## [Stated task]
Find every line with the word "index". Copy those lines.

"""

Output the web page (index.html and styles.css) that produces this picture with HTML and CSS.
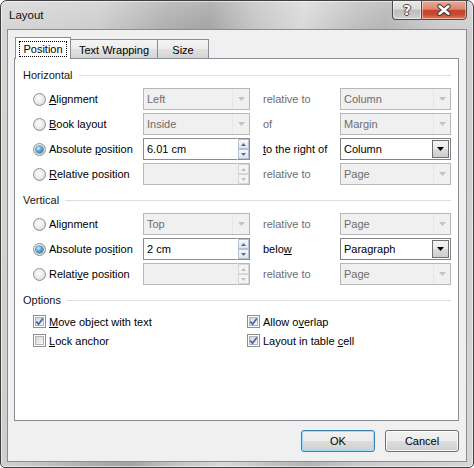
FILE: index.html
```html
<!DOCTYPE html>
<html>
<head>
<meta charset="utf-8">
<title>Layout</title>
<link rel="stylesheet" href="styles.css">
</head>
<body>
<div class="window">
  <div class="titlebar">
    <div class="title">Layout</div>
    <div class="caption">
      <div class="cbtn help"><span>?</span></div>
      <div class="cbtn close">
        <svg width="16" height="12" viewBox="0 0 16 12"><path d="M3.5 2.2 L12.5 9.8 M12.5 2.2 L3.5 9.8" stroke="#3b3b3b" stroke-width="4.4" stroke-linecap="round"/><path d="M3.5 2.2 L12.5 9.8 M12.5 2.2 L3.5 9.8" stroke="#fff" stroke-width="2.5" stroke-linecap="round"/></svg>
      </div>
    </div>
  </div>
  <div class="client">
    <div class="tabs">
      <div class="tab active"><span class="focus">Position</span></div>
      <div class="tab tw">Text Wrapping</div>
      <div class="tab size">Size</div>
    </div>
    <div class="panel">
      <section class="group">
        <div class="group-head"><span>Horizontal</span><i class="rule"></i></div>
        <div class="rows">
          <div class="row">
            <label class="opt"><span class="radio"></span><span><u>A</u>lignment</span></label>
            <div class="combo dis"><span class="val">Left</span><span class="drop"><svg width="7" height="4" viewBox="0 0 7 4"><path d="M0 0h7L3.5 4z"/></svg></span></div>
            <span class="rel dis">relative to</span>
            <div class="combo dis"><span class="val">Column</span><span class="drop"><svg width="7" height="4" viewBox="0 0 7 4"><path d="M0 0h7L3.5 4z"/></svg></span></div>
          </div>
          <div class="row">
            <label class="opt"><span class="radio"></span><span><u>B</u>ook layout</span></label>
            <div class="combo dis"><span class="val">Inside</span><span class="drop"><svg width="7" height="4" viewBox="0 0 7 4"><path d="M0 0h7L3.5 4z"/></svg></span></div>
            <span class="rel dis">of</span>
            <div class="combo dis"><span class="val">Margin</span><span class="drop"><svg width="7" height="4" viewBox="0 0 7 4"><path d="M0 0h7L3.5 4z"/></svg></span></div>
          </div>
          <div class="row">
            <label class="opt"><span class="radio on"></span><span>Absolute <u>p</u>osition</span></label>
            <div class="spin"><span class="field">6.01 cm</span><span class="updown"><span class="ub"><svg width="5" height="3" viewBox="0 0 5 3"><path d="M0 3h5L2.5 0z"/></svg></span><span class="ub"><svg width="5" height="3" viewBox="0 0 5 3"><path d="M0 0h5L2.5 3z"/></svg></span></span></div>
            <span class="rel"><u>t</u>o the right of</span>
            <div class="combo en"><span class="val">Column</span><span class="drop"><svg width="7" height="4" viewBox="0 0 7 4"><path d="M0 0h7L3.5 4z"/></svg></span></div>
          </div>
          <div class="row">
            <label class="opt"><span class="radio"></span><span><u>R</u>elative position</span></label>
            <div class="spin dis"><span class="field"></span><span class="updown"><span class="ub"><svg width="5" height="3" viewBox="0 0 5 3"><path d="M0 3h5L2.5 0z"/></svg></span><span class="ub"><svg width="5" height="3" viewBox="0 0 5 3"><path d="M0 0h5L2.5 3z"/></svg></span></span></div>
            <span class="rel dis">relative to</span>
            <div class="combo dis"><span class="val">Page</span><span class="drop"><svg width="7" height="4" viewBox="0 0 7 4"><path d="M0 0h7L3.5 4z"/></svg></span></div>
          </div>
        </div>
      </section>

      <section class="group">
        <div class="group-head"><span>Vertical</span><i class="rule"></i></div>
        <div class="rows">
          <div class="row">
            <label class="opt"><span class="radio"></span><span>Alignment</span></label>
            <div class="combo dis"><span class="val">Top</span><span class="drop"><svg width="7" height="4" viewBox="0 0 7 4"><path d="M0 0h7L3.5 4z"/></svg></span></div>
            <span class="rel dis">relative to</span>
            <div class="combo dis"><span class="val">Page</span><span class="drop"><svg width="7" height="4" viewBox="0 0 7 4"><path d="M0 0h7L3.5 4z"/></svg></span></div>
          </div>
          <div class="row">
            <label class="opt"><span class="radio on"></span><span>Absolute pos<u>i</u>tion</span></label>
            <div class="spin"><span class="field">2 cm</span><span class="updown"><span class="ub"><svg width="5" height="3" viewBox="0 0 5 3"><path d="M0 3h5L2.5 0z"/></svg></span><span class="ub"><svg width="5" height="3" viewBox="0 0 5 3"><path d="M0 0h5L2.5 3z"/></svg></span></span></div>
            <span class="rel">belo<u>w</u></span>
            <div class="combo en"><span class="val">Paragraph</span><span class="drop"><svg width="7" height="4" viewBox="0 0 7 4"><path d="M0 0h7L3.5 4z"/></svg></span></div>
          </div>
          <div class="row">
            <label class="opt"><span class="radio"></span><span>Relati<u>v</u>e position</span></label>
            <div class="spin dis"><span class="field"></span><span class="updown"><span class="ub"><svg width="5" height="3" viewBox="0 0 5 3"><path d="M0 3h5L2.5 0z"/></svg></span><span class="ub"><svg width="5" height="3" viewBox="0 0 5 3"><path d="M0 0h5L2.5 3z"/></svg></span></span></div>
            <span class="rel dis">relative to</span>
            <div class="combo dis"><span class="val">Page</span><span class="drop"><svg width="7" height="4" viewBox="0 0 7 4"><path d="M0 0h7L3.5 4z"/></svg></span></div>
          </div>
        </div>
      </section>

      <section class="group">
        <div class="group-head"><span>Options</span><i class="rule"></i></div>
        <div class="checks">
          <div class="crow">
            <label class="opt"><span class="check"><span class="box"></span><svg width="9" height="9" viewBox="0 0 9 9"><path d="M1.3 4.6 L3.6 7.2 L7.8 1.4" fill="none" stroke="#4a62a8" stroke-width="1.7"/></svg></span><span><u>M</u>ove object with text</span></label>
            <label class="opt"><span class="check"><span class="box"></span><svg width="9" height="9" viewBox="0 0 9 9"><path d="M1.3 4.6 L3.6 7.2 L7.8 1.4" fill="none" stroke="#4a62a8" stroke-width="1.7"/></svg></span><span>Allow o<u>v</u>erlap</span></label>
          </div>
          <div class="crow">
            <label class="opt"><span class="check"><span class="box"></span></span><span><u>L</u>ock anchor</span></label>
            <label class="opt"><span class="check"><span class="box"></span><svg width="9" height="9" viewBox="0 0 9 9"><path d="M1.3 4.6 L3.6 7.2 L7.8 1.4" fill="none" stroke="#4a62a8" stroke-width="1.7"/></svg></span><span>Layout in table <u>c</u>ell</span></label>
          </div>
        </div>
      </section>
    </div>
    <div class="buttons">
      <button class="btn default">OK</button>
      <button class="btn">Cancel</button>
    </div>
  </div>
</div>
</body>
</html>
```

FILE: styles.css
```css
* { box-sizing: border-box; }
html, body { margin: 0; padding: 0; }
body {
  width: 474px;
  height: 468px;
  overflow: hidden;
  background: #fff;
  font-family: "Liberation Sans", Arial, sans-serif;
  font-size: 11px;
  color: #000;
}
u { text-decoration: underline; text-underline-offset: 1px; }

.window {
  width: 474px;
  height: 468px;
  display: flex;
  flex-direction: column;
  border: 1px solid #3f3f3f;
  border-radius: 7px 7px 5px 5px;
  padding: 0 6px 5px 6px;
  background:
    linear-gradient(to bottom, rgba(255,255,255,0.2), rgba(255,255,255,0) 30px),
    linear-gradient(100deg, #d6d6d6 0%, #cdcdcd 18%, #afafaf 30%, #a3a3a3 38%, #c3c3c3 46%, #d9d9d9 55%, #c0c0c0 64%, #b4b4b4 70%, #cccccc 80%, #d6d6d6 100%);
  box-shadow: inset 0 0 0 1px rgba(255,255,255,0.55);
}

.titlebar {
  height: 28px;
  display: flex;
  justify-content: space-between;
  align-items: flex-start;
}
.title {
  padding: 8px 0 0 2px;
  font-size: 11.5px;
  color: #111;
}
.caption {
  display: flex;
  margin-top: -1px;
}
.cbtn {
  height: 20px;
  border: 1px solid #4c4c4c;
  display: flex;
  align-items: center;
  justify-content: center;
  box-shadow: inset 0 0 0 1px rgba(255,255,255,0.45);
}
.help {
  width: 29px;
  border-right: none;
  border-radius: 0 0 0 4px;
  background: linear-gradient(#ebebeb, #d8d8d8 45%, #bdbdbd 52%, #c9c9c9 85%, #d8d8d8);
}
.help span {
  font-family: "DejaVu Sans", sans-serif;
  font-weight: bold;
  font-size: 14px;
  color: #fff;
  line-height: 1;
  margin-top: -1px;
  text-shadow: -1px 0 #444, 1px 0 #444, 0 -1px #444, 0 1px #444;
}
.close {
  width: 46px;
  border-radius: 0 0 4px 0;
  background: linear-gradient(#eaa796, #dd8870 45%, #c8452c 52%, #c9482e 75%, #e1805f);
}

.client {
  flex: 1;
  display: flex;
  flex-direction: column;
  border: 1px solid #8c8c8c;
  background: #f0f0f0;
  padding: 7px 7px 9px 6px;
}

.tabs {
  height: 22px;
  margin-bottom: -1px;
  padding-left: 1px;
  display: flex;
  align-items: flex-end;
  position: relative;
  z-index: 1;
}
.tab {
  height: 19px;
  margin-bottom: 1px;
  margin-left: -1px;
  border: 1px solid #898c95;
  border-bottom: none;
  background: linear-gradient(#f4f4f4, #ececec 50%, #e0e0e0 52%, #d5d5d5);
  display: flex;
  align-items: center;
  justify-content: center;
  padding-top: 1px;
}
.tab.active {
  width: 56px;
  height: 22px;
  margin: 0;
  background: #fff;
  position: relative;
  z-index: 2;
  align-items: flex-start;
  padding-top: 3px;
}
.tab.tw { width: 88px; }
.tab.size { width: 52px; }
.focus {
  height: 16px;
  padding: 0 4px;
  outline: 1px dotted #000;
  outline-offset: -1px;
  display: flex;
  align-items: center;
}

.panel {
  flex: 1;
  border: 1px solid #898c95;
  background: #fff;
  padding: 8px 7px 0 8px;
  display: flex;
  flex-direction: column;
  gap: 7px;
}

.group-head {
  height: 16px;
  display: flex;
  align-items: center;
  gap: 6px;
  margin-bottom: 5px;
  color: #151515;
}
.rule {
  flex: 1;
  height: 1px;
  background: #d5dfe5;
}

.rows {
  display: flex;
  flex-direction: column;
  gap: 3px;
}
.row {
  display: grid;
  grid-template-columns: 120px 107px 90px 111px;
  height: 22px;
  align-items: center;
}
.opt {
  display: flex;
  align-items: center;
  gap: 3px;
  padding-left: 10px;
  white-space: nowrap;
}

.radio {
  width: 13px;
  height: 13px;
  border-radius: 50%;
  border: 1px solid #8e8f8f;
  background: radial-gradient(circle at 45% 40%, #fdfdfd 0%, #ededed 45%, #cbcbcb 100%);
  display: flex;
  align-items: center;
  justify-content: center;
  flex: none;
}
.radio.on::after {
  content: "";
  width: 7px;
  height: 7px;
  border-radius: 50%;
  background: radial-gradient(circle at 35% 32%, #d4f1fd 0%, #5aaee3 40%, #1b5f9c 100%);
  box-shadow: 0 0 0 0.6px #24527c;
}

.rel {
  padding-left: 13px;
  white-space: nowrap;
}
.dis { color: #6d6d6d; }

.combo {
  height: 22px;
  display: flex;
  border: 1px solid #7f8285;
  background: #fff;
}
.combo .val {
  flex: 1;
  padding-left: 3px;
  line-height: 20px;
  white-space: nowrap;
  overflow: hidden;
}
.combo .drop {
  width: 17px;
  display: flex;
  align-items: center;
  justify-content: center;
  fill: currentColor;
}
.combo.dis {
  background: #f0f0f0;
  border-color: #b8b8b8;
}
.combo.dis .drop {
  color: #c3c3c3;
  border-left: 1px solid #e6e6e6;
}
.combo.en .drop {
  margin: 1px;
  width: 17px;
  border: 1px solid #6f6f6f;
  background: linear-gradient(#f3f3f3, #e9e9e9 50%, #dcdcdc 52%, #cdcdcd);
  color: #000;
}

.spin {
  height: 22px;
  display: flex;
}
.spin .field {
  flex: 1;
  border: 1px solid #8a8c90;
  border-right: none;
  background: #fff;
  padding-left: 3px;
  line-height: 20px;
}
.spin .updown {
  width: 13px;
  display: flex;
  flex-direction: column;
  border: 1px solid #8a8c90;
  border-left: 1px solid #fff;
  background: #fff;
}
.ub {
  flex: 1;
  display: flex;
  align-items: center;
  justify-content: center;
  border: 1px solid #b7c2d2;
  background: linear-gradient(#f6f8fb, #dfe5ee);
  fill: #4d6fa8;
}
.spin.dis .field {
  background: #f0f0f0;
  border-color: #b8b8b8;
}
.spin.dis .updown {
  border-color: #b8b8b8;
  border-left-color: #f0f0f0;
  background: #f0f0f0;
}
.spin.dis .ub {
  border-color: #d6d6d6;
  background: #f4f4f4;
  fill: #c0c0c0;
}

.checks {
  display: flex;
  flex-direction: column;
  gap: 2px;
}
.crow {
  display: grid;
  grid-template-columns: 224px 1fr;
  height: 17px;
  align-items: center;
}
.crow .opt + .opt { padding-left: 0; }
.check {
  width: 13px;
  height: 13px;
  flex: none;
  display: grid;
  border: 1px solid #8e8f8f;
  background: #fff;
  padding: 1px;
}
.check > * { grid-area: 1 / 1; }
.check .box {
  border: 1px solid #b1b4b8;
  background: linear-gradient(135deg, #d5d5d5, #f8f8f8);
}

.buttons {
  margin-top: 9px;
  display: flex;
  justify-content: flex-end;
  gap: 10px;
}
.btn {
  width: 74px;
  height: 22px;
  margin: 0;
  padding: 0;
  border: 1px solid #707070;
  border-radius: 3px;
  background: linear-gradient(#f2f2f2, #ebebeb 50%, #dddddd 52%, #cfcfcf);
  box-shadow: inset 0 0 0 1px rgba(255,255,255,0.8);
  font-family: "Liberation Sans", Arial, sans-serif;
  font-size: 11px;
  color: #000;
}
.btn.default {
  border-color: #3c7fb1;
  box-shadow: inset 0 0 0 1px #9fdcfb;
}
```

"""

## [Problem solution]
Output the web page (index.html and styles.css) that produces this picture with HTML and CSS.
FILE: index.html
  z-index: 1;
  z-index: 2;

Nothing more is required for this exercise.